Opinión

LOS TRABAJADORES Y LA HUELGA

Eran las 6:15 horas de la mañana del 14 de noviembre. Estaba finalizando mi carrera por el paseo del colesterol. De repente oigo ruidos secos en la carretera contigua, que parecían ocasionados por objetos que caían y tropezaban contra el suelo y las vallas laterales de la vía. A continuación, el frenazo violento de una autobús con pasajeros. Y ya veo como salen llamas de los objetos que habían sido lanzados antes, y a una manada de energúmenos, con pasamontañas y ropas oscuras, que se marchan corriendo.


Como era el día de la huelga pensé que serían exaltados que nunca se hubieran levantado a esa hora para ir a trabajar, si su patrón se lo hubiese pedido por dificultades en la empresa, pero sí para fastidiar a los que ese día querían hacerlo. No saben que la libertad de uno termina donde empieza el derecho de los demás.


El diccionario define la huelga como la interrupción colectiva de la actividad laboral por parte de los trabajadores con el fin de reivindicar ciertas condiciones o manifestar una protesta. No dice que sea hacer hogueras en las carreteras, pintar las cristaleras de las tiendas que deciden no secundarla, romper los cristales de las empresas 'opresoras', enfrentarse a las fuerzas de orden público?

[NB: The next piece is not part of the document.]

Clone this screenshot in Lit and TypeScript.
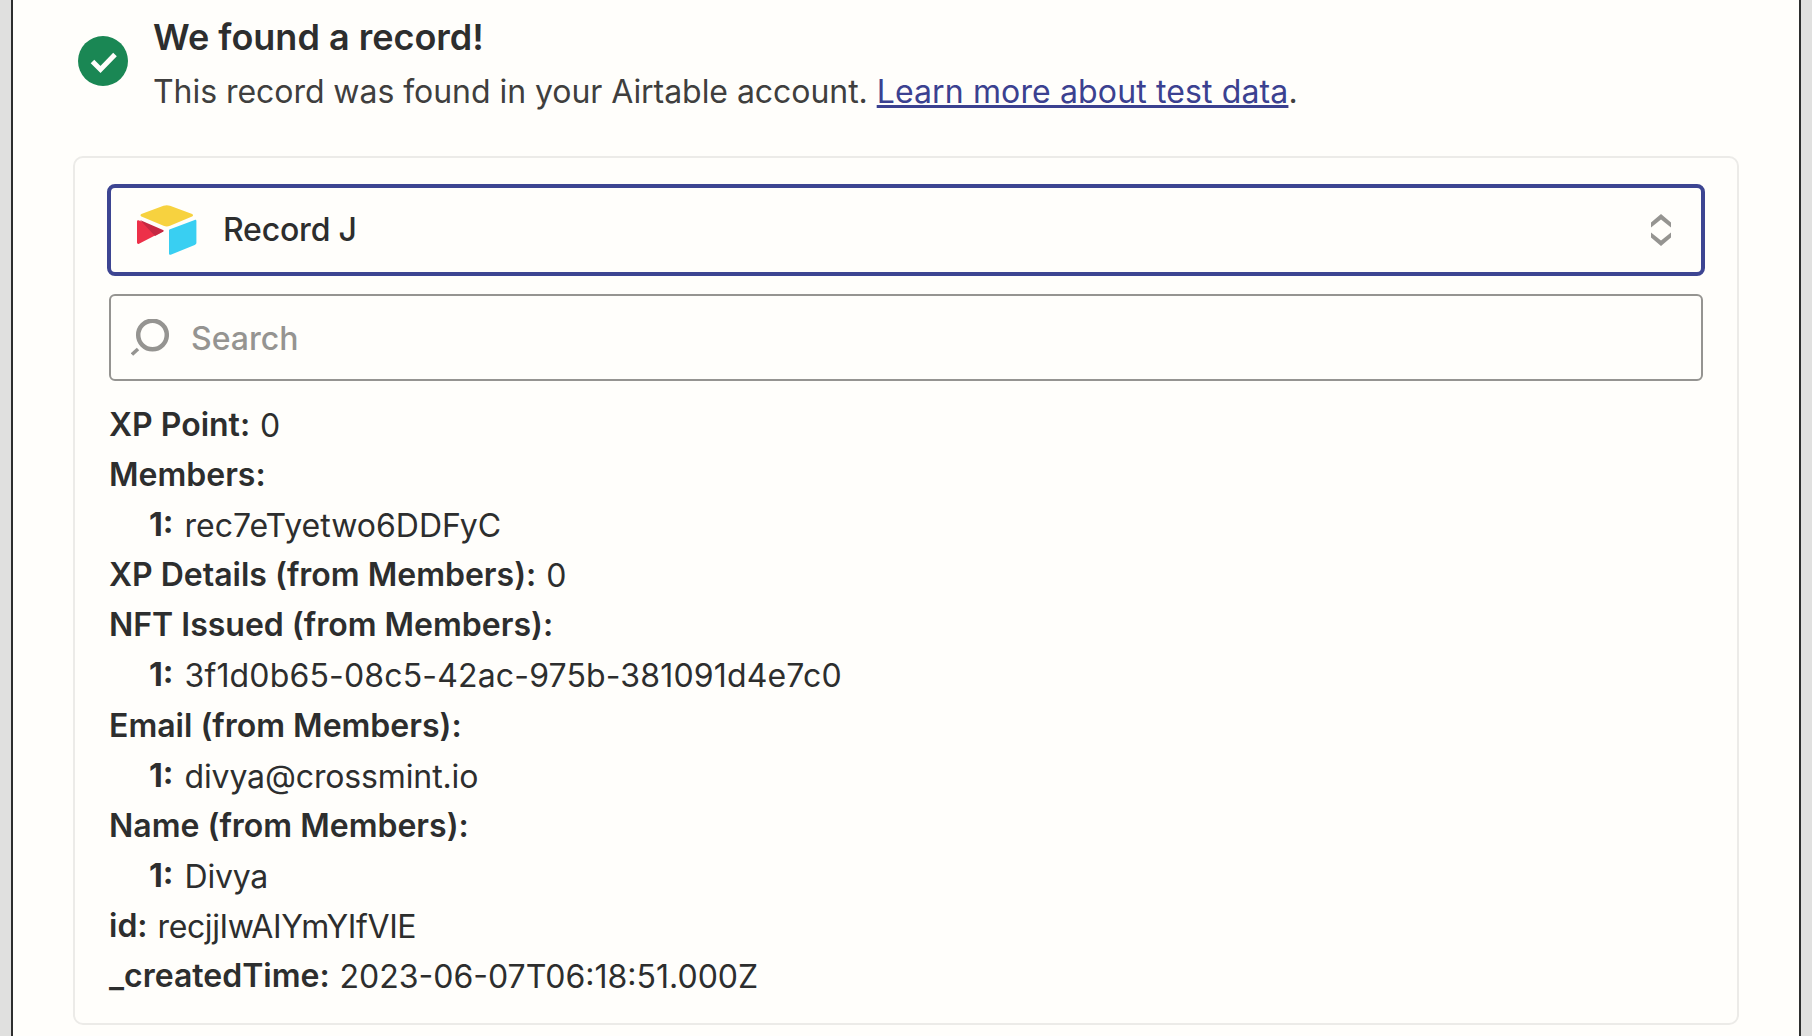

Ni tampoco que ese día vale todo.


Después me acordé de muchas cosas. Recordé a mi padre, que tenía un barquito de pesca de bajura, y a los tres trabajadores que le ayudaban. Y como, cuando hacía el reparto entre los marineros de lo que habían ganado con la venta del pescado durante la semana, a uno de ellos, el más joven y trabajador, bajo cuerda, le daba algo más que a los otros. A mi madre le parecía que eso no estaba bien pero él decía que lo hacía porque trabajaba más. Era un niño pero pensaba que mi padre tenía razón.


Y recordé, ya de mayor, el día que a última hora de la tarde se me averió el coche en Verín, cuando regresaba de Santander a Orense, y vi, en el taller adonde lo llevé para reparar, que unos mecánicos no paraban de trabajar y otros no hacían nada. Pensé, ¿por qué a estos que no hacen nada no los echa el dueño del taller? Me explicaron después que si los echaba tendría que darle la misma indemnización por despido que a los otros. Y que los sindicatos los defendían tanto, incluso más, que a los más trabajadores, ya que solían ser afiliados o cabecillas de estas organizaciones.

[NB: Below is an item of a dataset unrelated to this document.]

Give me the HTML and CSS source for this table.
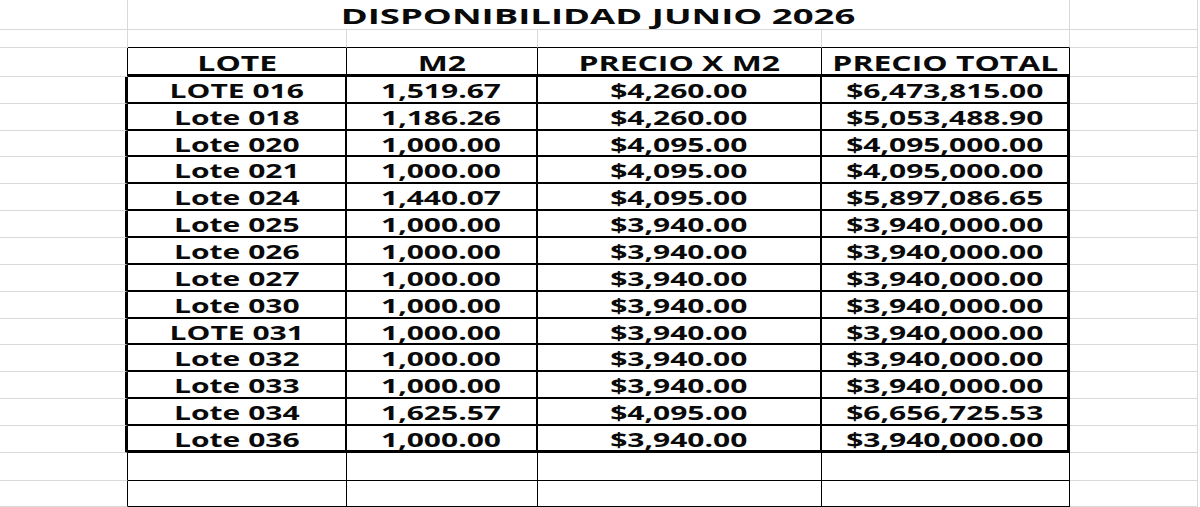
FILE: index.html
```html
<!DOCTYPE html>
<html lang="es">
<head>
<meta charset="utf-8">
<title>Disponibilidad Junio 2026</title>
<link rel="stylesheet" href="styles.css">
</head>
<body>
<div class="sheet">
  <div class="c"></div><div class="c title"><span class="t">DISPONIBILIDAD JUNIO 2026</span></div><div class="c"></div>

  <div class="c"></div><div class="c top"></div><div class="c top"></div><div class="c top"></div><div class="c top"></div><div class="c"></div>

  <div class="c edge-h"></div><div class="c hd"><span class="t">LOTE</span></div><div class="c hd"><span class="t">M2</span></div><div class="c hd"><span class="t">PRECIO X M2</span></div><div class="c hd"><span class="t">PRECIO TOTAL</span></div><div class="c"></div>

  <div class="c edge-d"></div><div class="c dt"><span class="t">LOTE 016</span></div><div class="c dt"><span class="t">1,519.67</span></div><div class="c dt"><span class="t">$4,260.00</span></div><div class="c dt lc"><span class="t">$6,473,815.00</span></div><div class="c"></div>
  <div class="c edge-d"></div><div class="c dt"><span class="t">Lote 018</span></div><div class="c dt"><span class="t">1,186.26</span></div><div class="c dt"><span class="t">$4,260.00</span></div><div class="c dt lc"><span class="t">$5,053,488.90</span></div><div class="c"></div>
  <div class="c edge-d"></div><div class="c dt"><span class="t">Lote 020</span></div><div class="c dt"><span class="t">1,000.00</span></div><div class="c dt"><span class="t">$4,095.00</span></div><div class="c dt lc"><span class="t">$4,095,000.00</span></div><div class="c"></div>
  <div class="c edge-d"></div><div class="c dt"><span class="t">Lote 021</span></div><div class="c dt"><span class="t">1,000.00</span></div><div class="c dt"><span class="t">$4,095.00</span></div><div class="c dt lc"><span class="t">$4,095,000.00</span></div><div class="c"></div>
  <div class="c edge-d"></div><div class="c dt"><span class="t">Lote 024</span></div><div class="c dt"><span class="t">1,440.07</span></div><div class="c dt"><span class="t">$4,095.00</span></div><div class="c dt lc"><span class="t">$5,897,086.65</span></div><div class="c"></div>
  <div class="c edge-d"></div><div class="c dt"><span class="t">Lote 025</span></div><div class="c dt"><span class="t">1,000.00</span></div><div class="c dt"><span class="t">$3,940.00</span></div><div class="c dt lc"><span class="t">$3,940,000.00</span></div><div class="c"></div>
  <div class="c edge-d"></div><div class="c dt"><span class="t">Lote 026</span></div><div class="c dt"><span class="t">1,000.00</span></div><div class="c dt"><span class="t">$3,940.00</span></div><div class="c dt lc"><span class="t">$3,940,000.00</span></div><div class="c"></div>
  <div class="c edge-d"></div><div class="c dt"><span class="t">Lote 027</span></div><div class="c dt"><span class="t">1,000.00</span></div><div class="c dt"><span class="t">$3,940.00</span></div><div class="c dt lc"><span class="t">$3,940,000.00</span></div><div class="c"></div>
  <div class="c edge-d"></div><div class="c dt"><span class="t">Lote 030</span></div><div class="c dt"><span class="t">1,000.00</span></div><div class="c dt"><span class="t">$3,940.00</span></div><div class="c dt lc"><span class="t">$3,940,000.00</span></div><div class="c"></div>
  <div class="c edge-d"></div><div class="c dt"><span class="t">LOTE 031</span></div><div class="c dt"><span class="t">1,000.00</span></div><div class="c dt"><span class="t">$3,940.00</span></div><div class="c dt lc"><span class="t">$3,940,000.00</span></div><div class="c"></div>
  <div class="c edge-d"></div><div class="c dt"><span class="t">Lote 032</span></div><div class="c dt"><span class="t">1,000.00</span></div><div class="c dt"><span class="t">$3,940.00</span></div><div class="c dt lc"><span class="t">$3,940,000.00</span></div><div class="c"></div>
  <div class="c edge-d"></div><div class="c dt"><span class="t">Lote 033</span></div><div class="c dt"><span class="t">1,000.00</span></div><div class="c dt"><span class="t">$3,940.00</span></div><div class="c dt lc"><span class="t">$3,940,000.00</span></div><div class="c"></div>
  <div class="c edge-d"></div><div class="c dt"><span class="t">Lote 034</span></div><div class="c dt"><span class="t">1,625.57</span></div><div class="c dt"><span class="t">$4,095.00</span></div><div class="c dt lc"><span class="t">$6,656,725.53</span></div><div class="c"></div>
  <div class="c edge-d"></div><div class="c dt lr"><span class="t">Lote 036</span></div><div class="c dt lr"><span class="t">1,000.00</span></div><div class="c dt lr"><span class="t">$3,940.00</span></div><div class="c dt lr lc"><span class="t">$3,940,000.00</span></div><div class="c"></div>

  <div class="c edge-b"></div><div class="c bl"></div><div class="c bl"></div><div class="c bl"></div><div class="c bl"></div><div class="c"></div>
  <div class="c edge-b"></div><div class="c bl"></div><div class="c bl"></div><div class="c bl"></div><div class="c bl"></div><div class="c"></div>
</div>
</body>
</html>
```
FILE: styles.css
```css
html, body {
  margin: 0;
  padding: 0;
  background: #ffffff;
}

body {
  font-family: "Open Sans", "Liberation Sans", sans-serif;
  color: #0a0a0a;
}

.sheet {
  display: grid;
  grid-template-columns: 128px 219px 191px 284px 248px 128px;
  grid-template-rows: 30px 18px 29px 27px 27px 26px 27px 27px 27px 27px 27px 27px 26px 27px 27px 27px 27px 28px 26px;
  width: 1200px;
  height: 507px;
  overflow: hidden;
}

.c {
  box-sizing: border-box;
  border-right: 1px solid #d9d9d9;
  border-bottom: 1px solid #d9d9d9;
  display: flex;
  align-items: center;
  justify-content: center;
  font-weight: 700;
  white-space: nowrap;
  overflow: visible;
}

.t {
  display: inline-block;
  transform: scaleX(1.5);
}

.title {
  grid-column: 2 / 6;
  font-size: 22px;
}

.title .t {
  transform: scaleX(1.66);
}

.top {
  border-bottom-color: #000;
}

.hd {
  font-size: 21px;
  border-right: 1px solid #000;
  border-bottom: 3px solid #000;
  padding-top: 4px;
}

.hd .t {
  transform: scaleX(1.52);
}

.edge-h {
  border-right: 1px solid #000;
}

.edge-d {
  border-right: 3px solid #000;
}

.edge-b {
  border-right: 1px solid #000;
}

.dt {
  font-size: 20px;
  border-right: 2px solid #000;
  border-bottom: 2px solid #000;
  padding-top: 2px;
}

.dt.lc {
  border-right-width: 3px;
}

.dt.lr {
  border-bottom-width: 3px;
}

.bl {
  border-right: 1px solid #000;
  border-bottom: 1px solid #000;
}
```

Unos años antes, un excelente joven médico amigo, que creía como Ortega que un tonto de derechas es igual qué un tonto de izquierdas, aseguraba que los empresarios nunca despiden a los buenos trabajadores. Ni lo hacían con Franco, decía.


Hace pocas semanas cenaba con mi familia en el restaurante de un amigo de uno de mis hijos, que inauguraba ese mismo día en Brooklyn, y nos decía sonriendo: 'esto es capitalismo puro y duro. Ayer estaban trabajando, en su primer día, cinco camareras. Hoy solo ha venido una porque a las otras no les gustó el trabajo, y ni avisaron que no venían. Lo mismo podía haber hecho yo, decirles que no volvieran si no me hubiera gustado como trabajaban. Aquí, contratar y despedir no se conjugan como en España'.

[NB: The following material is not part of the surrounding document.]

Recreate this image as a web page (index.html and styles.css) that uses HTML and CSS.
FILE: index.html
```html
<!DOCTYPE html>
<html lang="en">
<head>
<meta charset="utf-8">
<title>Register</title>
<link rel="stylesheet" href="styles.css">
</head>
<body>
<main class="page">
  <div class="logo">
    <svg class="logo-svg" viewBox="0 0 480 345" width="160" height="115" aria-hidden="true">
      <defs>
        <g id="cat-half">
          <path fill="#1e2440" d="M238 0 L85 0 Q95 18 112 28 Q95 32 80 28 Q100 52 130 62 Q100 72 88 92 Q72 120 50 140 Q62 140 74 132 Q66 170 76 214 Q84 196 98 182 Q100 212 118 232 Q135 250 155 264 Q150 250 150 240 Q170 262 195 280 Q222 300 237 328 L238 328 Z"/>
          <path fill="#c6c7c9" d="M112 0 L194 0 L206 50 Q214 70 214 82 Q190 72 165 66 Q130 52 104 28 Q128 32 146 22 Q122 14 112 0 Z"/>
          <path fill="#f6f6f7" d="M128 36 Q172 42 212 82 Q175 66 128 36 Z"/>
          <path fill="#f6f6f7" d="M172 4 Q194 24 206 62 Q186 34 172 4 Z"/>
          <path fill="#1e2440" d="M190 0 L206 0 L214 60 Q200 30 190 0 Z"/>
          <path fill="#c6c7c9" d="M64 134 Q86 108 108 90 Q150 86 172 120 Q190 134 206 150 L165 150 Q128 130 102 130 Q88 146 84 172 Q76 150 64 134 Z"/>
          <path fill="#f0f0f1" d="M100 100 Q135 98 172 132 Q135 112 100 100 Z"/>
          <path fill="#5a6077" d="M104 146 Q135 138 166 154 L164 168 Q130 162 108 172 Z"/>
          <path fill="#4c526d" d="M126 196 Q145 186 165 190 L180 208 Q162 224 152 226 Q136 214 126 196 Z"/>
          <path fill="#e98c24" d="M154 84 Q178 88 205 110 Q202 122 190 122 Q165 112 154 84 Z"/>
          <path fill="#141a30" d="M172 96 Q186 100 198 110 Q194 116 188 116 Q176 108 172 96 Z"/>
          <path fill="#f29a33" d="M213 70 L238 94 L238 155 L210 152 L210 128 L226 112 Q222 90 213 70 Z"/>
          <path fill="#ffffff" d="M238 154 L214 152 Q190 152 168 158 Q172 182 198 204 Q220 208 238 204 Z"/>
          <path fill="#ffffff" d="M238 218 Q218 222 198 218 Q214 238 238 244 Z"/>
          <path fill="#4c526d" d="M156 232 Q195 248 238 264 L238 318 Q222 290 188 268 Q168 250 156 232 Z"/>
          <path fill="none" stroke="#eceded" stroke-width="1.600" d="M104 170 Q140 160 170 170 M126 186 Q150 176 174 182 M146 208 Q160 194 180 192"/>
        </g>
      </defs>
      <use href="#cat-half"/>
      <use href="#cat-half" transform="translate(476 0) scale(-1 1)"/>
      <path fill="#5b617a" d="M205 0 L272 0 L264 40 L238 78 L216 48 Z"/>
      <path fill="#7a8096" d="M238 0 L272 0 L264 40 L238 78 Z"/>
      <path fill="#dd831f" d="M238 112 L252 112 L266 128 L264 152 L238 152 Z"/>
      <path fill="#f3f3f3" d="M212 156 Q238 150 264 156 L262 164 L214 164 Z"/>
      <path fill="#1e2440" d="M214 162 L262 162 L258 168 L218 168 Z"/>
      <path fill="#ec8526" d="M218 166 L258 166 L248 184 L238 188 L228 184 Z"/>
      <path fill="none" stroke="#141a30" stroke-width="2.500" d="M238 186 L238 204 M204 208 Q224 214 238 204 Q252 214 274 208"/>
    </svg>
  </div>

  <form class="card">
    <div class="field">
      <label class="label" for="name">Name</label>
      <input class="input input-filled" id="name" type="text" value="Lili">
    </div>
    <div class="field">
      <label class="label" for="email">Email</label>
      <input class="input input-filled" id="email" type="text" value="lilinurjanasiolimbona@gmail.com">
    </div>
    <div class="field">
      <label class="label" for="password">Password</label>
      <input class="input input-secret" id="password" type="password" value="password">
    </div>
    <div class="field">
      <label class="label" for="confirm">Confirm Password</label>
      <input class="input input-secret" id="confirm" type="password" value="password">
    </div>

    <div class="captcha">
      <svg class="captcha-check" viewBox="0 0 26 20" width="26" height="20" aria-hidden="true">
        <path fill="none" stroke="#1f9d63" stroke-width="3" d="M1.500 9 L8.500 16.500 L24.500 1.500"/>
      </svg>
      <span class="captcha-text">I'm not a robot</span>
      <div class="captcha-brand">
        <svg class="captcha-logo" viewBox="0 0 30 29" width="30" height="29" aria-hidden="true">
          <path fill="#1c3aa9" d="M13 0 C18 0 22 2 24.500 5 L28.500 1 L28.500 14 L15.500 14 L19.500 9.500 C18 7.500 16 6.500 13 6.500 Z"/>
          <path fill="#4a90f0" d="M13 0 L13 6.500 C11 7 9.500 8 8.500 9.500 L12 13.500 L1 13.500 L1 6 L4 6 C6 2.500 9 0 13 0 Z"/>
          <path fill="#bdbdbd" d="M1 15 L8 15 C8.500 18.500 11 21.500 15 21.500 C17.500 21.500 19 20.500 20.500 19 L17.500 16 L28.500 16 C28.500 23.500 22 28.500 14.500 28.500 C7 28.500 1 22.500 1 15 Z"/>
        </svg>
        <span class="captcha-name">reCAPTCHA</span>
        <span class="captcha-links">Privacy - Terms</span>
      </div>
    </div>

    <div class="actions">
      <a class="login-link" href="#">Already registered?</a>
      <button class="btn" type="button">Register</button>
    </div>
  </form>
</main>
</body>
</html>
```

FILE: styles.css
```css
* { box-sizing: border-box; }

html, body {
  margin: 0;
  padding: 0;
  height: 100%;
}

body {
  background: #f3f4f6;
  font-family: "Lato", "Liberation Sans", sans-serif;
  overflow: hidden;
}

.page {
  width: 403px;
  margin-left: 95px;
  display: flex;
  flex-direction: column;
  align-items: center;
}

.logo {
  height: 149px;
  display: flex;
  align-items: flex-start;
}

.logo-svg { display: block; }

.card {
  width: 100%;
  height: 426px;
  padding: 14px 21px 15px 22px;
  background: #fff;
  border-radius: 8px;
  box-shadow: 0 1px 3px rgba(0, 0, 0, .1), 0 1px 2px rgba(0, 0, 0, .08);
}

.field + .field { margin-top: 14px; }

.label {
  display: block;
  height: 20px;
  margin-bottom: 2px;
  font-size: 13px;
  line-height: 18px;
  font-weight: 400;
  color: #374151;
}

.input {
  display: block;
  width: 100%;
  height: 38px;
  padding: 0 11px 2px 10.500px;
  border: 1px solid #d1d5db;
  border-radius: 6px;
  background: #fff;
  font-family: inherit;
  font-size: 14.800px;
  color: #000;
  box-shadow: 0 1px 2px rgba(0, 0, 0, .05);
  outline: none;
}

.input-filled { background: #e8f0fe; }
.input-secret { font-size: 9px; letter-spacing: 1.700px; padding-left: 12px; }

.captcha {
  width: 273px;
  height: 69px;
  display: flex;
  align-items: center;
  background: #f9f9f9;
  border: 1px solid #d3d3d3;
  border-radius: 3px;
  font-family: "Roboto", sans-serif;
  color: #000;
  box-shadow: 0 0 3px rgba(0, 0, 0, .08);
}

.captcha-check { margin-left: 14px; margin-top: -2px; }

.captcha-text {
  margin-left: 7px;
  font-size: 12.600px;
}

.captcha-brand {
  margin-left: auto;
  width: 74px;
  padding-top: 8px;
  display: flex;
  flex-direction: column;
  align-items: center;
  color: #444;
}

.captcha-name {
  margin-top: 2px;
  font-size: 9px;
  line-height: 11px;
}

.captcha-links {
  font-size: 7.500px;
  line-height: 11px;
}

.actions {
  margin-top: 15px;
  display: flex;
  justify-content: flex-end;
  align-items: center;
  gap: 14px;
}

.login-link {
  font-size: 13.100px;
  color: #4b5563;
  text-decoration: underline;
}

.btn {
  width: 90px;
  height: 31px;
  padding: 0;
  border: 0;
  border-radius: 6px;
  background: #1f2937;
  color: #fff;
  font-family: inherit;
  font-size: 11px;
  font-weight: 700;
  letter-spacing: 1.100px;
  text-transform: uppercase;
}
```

Hace pocos días un enfermo me aseguraba que en nuestro país, muchos trabajadores, si pudieran, quemarían la empresa donde trabajan. En Suiza, donde he estado, los trabajadores la quieren y defienden lo mismo que a los dueños; allí, trabajadores y patronos son más serios, me dijo. Nosotros lo somos muy poco, y así nos va, le contesté.